Saturday, August 28, 2010

Extent of Risk

In a defensive mode (having value to protect from loss), analysts assess the extent of the risk. It is both a function of keeping accounts and retributing the value to its source (including the value of any liability to the risk).

The chairman of the Federal Reserve says, for example, he will extend the extended policy of monetary easing. Bernanke says resisting deflation is job one.

Deflation presents the highest degree of risk, extending to every aspect of the economy, especially the accumulation of gamma risk that is already over-accumulated.

Our concept of risk incunabulates from the accumulated wealth of royalty. They also accumulated risk with the reward, and it was necessary to measure the extent of the risk in order to keep the wealth accumulated without discouraging the incentive to produce it, much like we do today, trading reduced risk for distribution of the reward. The trick, of course, is to reduce the extent of the risk without a proportional distribution which, of course, as the king found out, does not happen without certain, inevitable, risk.

Gamma reduction of the risk (reducing the risk of losing the ability to command and control it) is job one. It has priority or the power will be lost to a lower class (like progressives) just like the king had to share power with the bourgeoisie--a process in which the king's wealth was transformed into capital, which was transformed into the wealth of nations, displacing the rights of the king with a ruling class empowered with the natural right of The People (its subjects) to sovereign power, effectively reducing the liability of the risk.

The volume of risk, however, remains the same irrespective of the shape of the vessel that contains it and manages it to a current value.

It is necessary, then, to evaluate and delimit the extent of the risk--to keep account of assets and probable liability of their accumulation, which is largely a statistical function.

Statistical learning is fundamental to cognition, and in the human species, measuring the probability of the risk--delimiting permanence, identifying the enduring elements of generalized risk--becomes an epistemic gestalt. The objective of "taking the risk" is more than just the sum of its parts. The gestalt has to be structured into a system of rules and boundaries to delimit the objective to the reward. It must fit the level of risk, which if consolidated, clearly defines the reward (class) for all to see (the empirical measure, and the current value, of the risk) in the midst of an otherwise infinite number of probable outcomes (the interpretive property of cognition).
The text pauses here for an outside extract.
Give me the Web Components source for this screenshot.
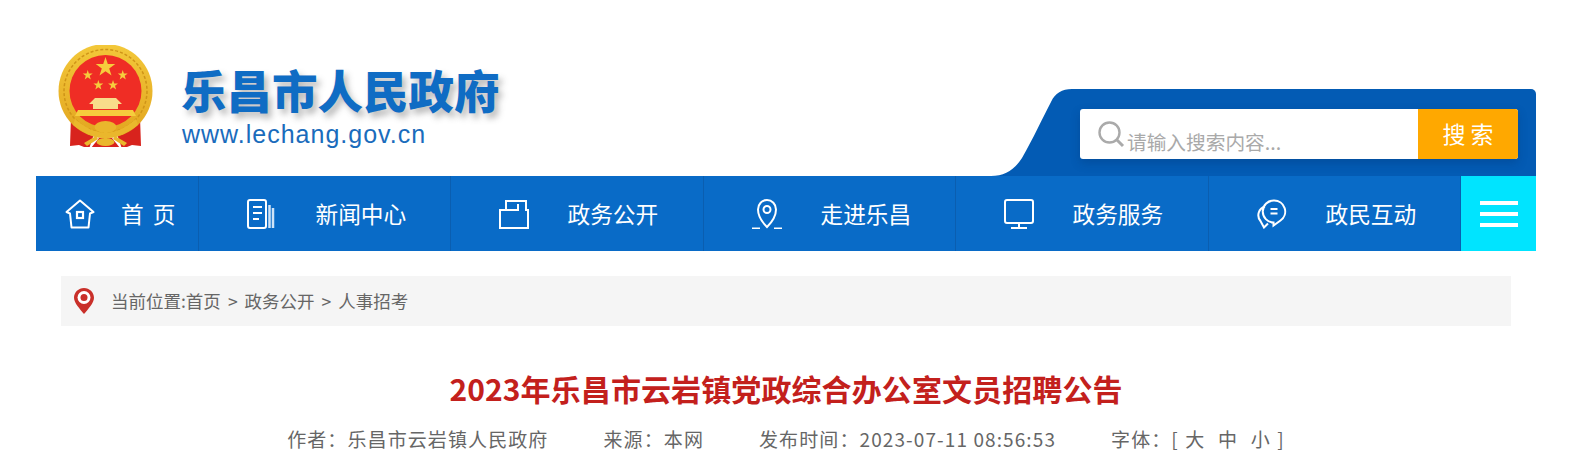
<!DOCTYPE html>
<html lang="zh-CN">
<head>
<meta charset="utf-8">
<title>2023年乐昌市云岩镇党政综合办公室文员招聘公告</title>
<style>
  html, body { margin: 0; height: 463px; overflow: hidden; background: #fff; }
  body { font-family: "Noto Sans CJK SC", "Liberation Sans", sans-serif; }
  .page { width: 1500px; margin-left: 36px; }
</style>
</head>
<body>
<div class="page">
  <gov-header></gov-header>
  <gov-nav>
    <nav-item label="首&nbsp;页" first>
      <svg viewBox="0 0 30 30" fill="none" stroke="#fff" stroke-width="2"><path d="M15 1.500 28.500 13 25 14.500 23.500 28.500H6.500L5 14.500 1.500 13Z" stroke-linejoin="round"/><rect x="12" y="13" width="6" height="6" stroke-width="2.200"/></svg>
    </nav-item>
    <nav-item label="新闻中心">
      <svg viewBox="1 0 30 30" fill="none" stroke="#fff" stroke-width="2"><rect x="2" y="1" width="18" height="28" rx="2"/><path d="M7 8H16M7 14H16M7 20H13"/><path d="M23.500 6V29M27 9V29" stroke="#cfe3f7" stroke-width="2.500"/></svg>
    </nav-item>
    <nav-item label="政务公开">
      <svg viewBox="0 0 30 30" fill="none" stroke="#fff" stroke-width="2"><path d="M1 29V11H7V2H27V11H29V29Z"/><path d="M7 11H19V5"/></svg>
    </nav-item>
    <nav-item label="走进乐昌">
      <svg viewBox="0 0 30 30" fill="none" stroke="#fff" stroke-width="2"><path d="M15 28C11 24 6 17 6 10.500A9 9.500 0 0 1 24 10.500C24 17 19 24 15 28Z"/><circle cx="15" cy="10.500" r="3.500"/><path d="M0 29.500H8M22 29.500H30"/></svg>
    </nav-item>
    <nav-item label="政务服务">
      <svg viewBox="0 0 30 30" fill="none" stroke="#fff" stroke-width="2"><rect x="1" y="1" width="28" height="23" rx="2"/><path d="M15 24V29M7 29H23"/></svg>
    </nav-item>
    <nav-item label="政民互动">
      <svg viewBox="1.500 0 30 30" fill="none" stroke="#fff" stroke-width="2"><path d="M18.500 1.500A11 11 0 0 1 25 21.500L18 26.500 18 23.500A11 11 0 0 1 18.500 1.500Z"/><path d="M9.500 7.500A9 9 0 0 0 5 22L8.500 28.500 12.500 24.500"/><path d="M15 10H22M15 14.500H22"/></svg>
    </nav-item>
    <nav-menu></nav-menu>
  </gov-nav>
  <gov-crumb>当前位置:首页<i>&gt;</i>政务公开<i>&gt;</i>人事招考</gov-crumb>
  <article-head></article-head>
</div>

<script>
// site header: emblem, site name and the search tab
class GovHeader extends HTMLElement {
  constructor() {
    super();
    const shadow = this.attachShadow({mode: 'open'});
    shadow.innerHTML = `
      <style>
        :host { display: flex; height: 176px; justify-content: space-between; }
        .logo { display: flex; padding: 45px 0 0 22px; }
        .emblem { width: 96px; height: 102px; }
        .name { margin-left: 27px; padding-top: 16px; }
        .cn {
          color: #0f6cc4;
          font-size: 45.500px;
          font-weight: 900;
          line-height: 56px;
          text-shadow: 4px 5px 6px rgba(60, 60, 60, .35);
          white-space: nowrap;
        }
        .url {
          color: #1a6cbc;
          font-family: "Liberation Sans", sans-serif;
          font-size: 25px;
          letter-spacing: 1px;
          line-height: 34px;
          margin-left: 1px;
        }
        .tab { align-self: flex-end; display: flex; height: 87px; }
        .curve { width: 81px; height: 87px; display: block; margin-right: -1px; }
        .panel {
          align-items: flex-start;
          background: #035bb4;
          border-radius: 0 5px 0 0;
          display: flex;
          padding: 20px 18px 0 9px;
        }
        .box {
          background: #fff;
          border-radius: 3px;
          box-shadow: 0 4px 10px rgba(0, 40, 90, .25);
          display: flex;
          height: 50px;
          overflow: hidden;
          width: 438px;
        }
        .field { align-items: center; display: flex; flex: 1; padding-left: 18px; }
        .field svg { width: 27px; height: 27px; margin-right: 2px; }
        .hint { color: #a9a9a9; font-size: 19.700px; padding-top: 14px; }
        .go {
          align-items: center;
          background: #ffa800;
          color: #fff;
          display: flex;
          font-size: 23px;
          justify-content: center;
          padding-bottom: 2px;
          width: 100px;
        }
      </style>
      <div class="logo">
        <svg class="emblem" viewBox="13 10 96 102">
          <defs>
            <linearGradient id="gold" x1="0" y1="0" x2="0" y2="1">
              <stop offset="0" stop-color="#f3c83a"/>
              <stop offset="1" stop-color="#e2a51f"/>
            </linearGradient>
          </defs>
          <!-- ribbons sit behind the ring -->
          <g fill="#d8231d">
            <path d="M26 82 36 80 50 96 44 114 34 110 25 111Z"/>
            <path d="M95 82 85 80 71 96 77 114 87 110 96 111Z"/>
            <path d="M46 113 54 103H67L75 113Z"/>
          </g>
          <circle cx="60.500" cy="56" r="47" fill="url(#gold)"/>
          <circle cx="60.500" cy="56" r="41.500" fill="none" stroke="#cf9418" stroke-width="1.500" stroke-dasharray="3 2"/>
          <circle cx="60.500" cy="56" r="36" fill="#ef2d25"/>
          <g fill="#f6cd3d">
            <path d="M60.500 22l2.300 7.100h7.500l-6.100 4.400 2.300 7.100-6-4.400-6 4.400 2.300-7.100-6.100-4.400h7.500z"/>
            <path d="M42.700 35l1.200 3.600h3.800l-3 2.200 1.100 3.600-3.100-2.200-3 2.200 1.100-3.600-3-2.200h3.800z"/>
            <path d="M77.700 35l1.200 3.600h3.800l-3 2.200 1.100 3.600-3.100-2.200-3 2.200 1.100-3.600-3-2.200h3.800z"/>
            <path d="M53.300 45l1.200 3.600h3.800l-3 2.200 1.100 3.600-3.100-2.200-3 2.200 1.100-3.600-3-2.200h3.800z"/>
            <path d="M68 45l1.200 3.600h3.800l-3 2.200 1.100 3.600-3.100-2.200-3 2.200 1.100-3.600-3-2.200h3.800z"/>
          </g>
          <path d="M50 63H71L77 69H73V74H48V69H44Z" fill="#f8dc8a"/>
          <path d="M33 75H88L91 81H30Z" fill="#f6cd3d"/>
          <path d="M30 84C42 94 50 97 60.500 98 71 97 79 94 91 84L93 90C80 100 70 103 60.500 103 51 103 41 100 28 90Z" fill="#eab72c"/>
          <g fill="#eab72c">
            <ellipse cx="60.500" cy="92" rx="11" ry="6"/>
            <ellipse cx="60.500" cy="107" rx="9" ry="4"/>
            <path d="M59 96H62V104H59Z"/>
            <path d="M39 108 51 101 53 104 42 111ZM82 108 70 101 68 104 79 111Z"/>
          </g>
        </svg>
        <div class="name">
          <div class="cn">乐昌市人民政府</div>
          <div class="url">www.lechang.gov.cn</div>
        </div>
      </div>
      <div class="tab">
        <svg class="curve" viewBox="0 0 81 87"><path d="M0 87C14 87 24 80 31 69 42 50 52 28 60 13 64 4 71 0 81 0V87Z" fill="#035bb4"/></svg>
        <div class="panel">
          <div class="box">
            <div class="field">
              <svg viewBox="0 0 27 27" fill="none" stroke="#aaa"><circle cx="11.500" cy="11.500" r="10" stroke-width="2.400"/><path d="M19 19l6 6" stroke-width="3"/></svg>
              <span class="hint">请输入搜索内容...</span>
            </div>
            <div class="go">搜 索</div>
          </div>
        </div>
      </div>
    `;
  }
}

// blue bar that holds the nav items
class GovNav extends HTMLElement {
  constructor() {
    super();
    const shadow = this.attachShadow({mode: 'open'});
    shadow.innerHTML = `
      <style>
        :host {
          background: #096bc7;
          display: grid;
          grid-template-columns: 163px 252px 253px 252px 253px 252px 75px;
          height: 75px;
        }
      </style>
      <slot></slot>
    `;
  }
}

// one nav entry, icon goes in the slot
class NavItem extends HTMLElement {
  constructor() {
    super();
    const shadow = this.attachShadow({mode: 'open'});
    const first = this.hasAttribute('first');
    shadow.innerHTML = `
      <style>
        :host {
          align-items: center;
          border-right: 1px solid #0a5eb0;
          box-sizing: border-box;
          color: #fff;
          display: flex;
          font-size: 22.700px;
          padding-left: ${first ? 29 : 48}px;
        }
        ::slotted(svg) { display: block; flex: none; width: 30px; height: 30px; }
        span {
          letter-spacing: ${first ? 2 : 0}px;
          margin-left: ${first ? 26 : 38.500}px;
          white-space: nowrap;
        }
      </style>
      <slot></slot>
      <span></span>
    `;
    shadow.querySelector('span').textContent = this.getAttribute('label');
  }
}

// cyan hamburger at the end of the bar
class NavMenu extends HTMLElement {
  constructor() {
    super();
    const shadow = this.attachShadow({mode: 'open'});
    shadow.innerHTML = `
      <style>
        :host {
          align-items: center;
          background: #00e4ff;
          display: flex;
          flex-direction: column;
          gap: 7px;
          justify-content: center;
        }
        b { background: #fff; display: block; height: 4px; width: 38px; }
      </style>
      <b></b><b></b><b></b>
    `;
  }
}

// breadcrumb strip
class GovCrumb extends HTMLElement {
  constructor() {
    super();
    const shadow = this.attachShadow({mode: 'open'});
    shadow.innerHTML = `
      <style>
        :host {
          align-items: center;
          background: #f5f5f5;
          color: #666;
          display: flex;
          font-size: 17.500px;
          height: 50px;
          margin: 25px 25px 0;
          padding-left: 13px;
        }
        svg { width: 20px; height: 26px; margin-right: 17px; flex: none; }
        .text { padding-bottom: 2px; }
        ::slotted(i) { font-style: normal; margin: 0 7px; }
      </style>
      <svg viewBox="0 0 20 26">
        <path d="M10 0C4.500 0 0 4.300 0 9.700 0 15 6 21 10 26 14 21 20 15 20 9.700 20 4.300 15.500 0 10 0Z" fill="#c9302a"/>
        <circle cx="10" cy="9.500" r="6.500" fill="#fff"/>
        <circle cx="10" cy="9.500" r="3.500" fill="#c9302a"/>
      </svg>
      <div class="text"><slot></slot></div>
    `;
  }
}

// article title and the meta line under it
class ArticleHead extends HTMLElement {
  constructor() {
    super();
    const shadow = this.attachShadow({mode: 'open'});
    shadow.innerHTML = `
      <style>
        :host { display: block; text-align: center; }
        h1 {
          color: #c3201c;
          font-size: 30px;
          font-weight: 700;
          letter-spacing: .1px;
          line-height: 40px;
          margin: 42px 0 0;
        }
        .meta {
          color: #666;
          display: flex;
          font-size: 19px;
          gap: 55px;
          justify-content: center;
          letter-spacing: 1.100px;
          line-height: 30px;
          margin-top: 16px;
        }
        .size { word-spacing: 1px; }
      </style>
      <h1>2023年乐昌市云岩镇党政综合办公室文员招聘公告</h1>
      <div class="meta">
        <span>作者：乐昌市云岩镇人民政府</span>
        <span>来源：本网</span>
        <span>发布时间：2023-07-11 08:56:53</span>
        <span class="size">字体：[ 大&nbsp; 中&nbsp; 小 ]</span>
      </div>
    `;
  }
}

customElements.define('gov-header', GovHeader);
customElements.define('gov-nav', GovNav);
customElements.define('nav-item', NavItem);
customElements.define('nav-menu', NavMenu);
customElements.define('gov-crumb', GovCrumb);
customElements.define('article-head', ArticleHead);
</script>
</body>
</html>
When the needed distribution does not occur to reduce the risk, there is an extension of the risk, increasing the number of probable outcomes (interpretations of the risk). The amount and distributional proportion of risk remains the same. It is the interpretation of the risk that changes with a resulting volatility of its current value, referred to as market sentiment, falsely inferring a popular consent, accumulating value arbitrated from the risk when a distribution is what is needed.

English royalty utilized a device called a "writ of extent" which ordered an assessment of property in payment of debt to the crown. Vestige of that writ survives in the form of defaults and foreclosures, securitized debt, collateralized debt obligations and credit default swaps. Just today, for example, CDS's on treasury securities increased to thirty percent which, of course, is perfect nonsense. While the value of the securities is elastic, the probability of default, unlike the king, is zero. The measure is an interpretation of the extent of the risk that gives it valuable volatility--value arbitraged, or derived, from the interpretation of the risk. If it measures anything, it indicates the willingness of a consolidated capital to remain illiquid.

The illiquidity extends the real value of the risk, just as it did for the king--keeping the source of the value subjected to the current interpretation of its value.

Illiquidity is a crisis mode of capitalism. It is being deliberately extended to derive current value to the point of liability. The amount of accumulated liability is being regulated by the Fed which will continue to resist deflation with inflationary policy.

While a depression will not occur (avoiding a critique of social value--delimiting solutions to the generalized interpretation of the risk), the effect is extended to dissipate the risk of liability without deconsolidating the risk from the gamma proportion. It is the Fed's job to manage the proportion of this risk, "accommodating" an interpretation that produces value without risk of liability--a privilege enjoyed by the king, accounting for the extent of the risk.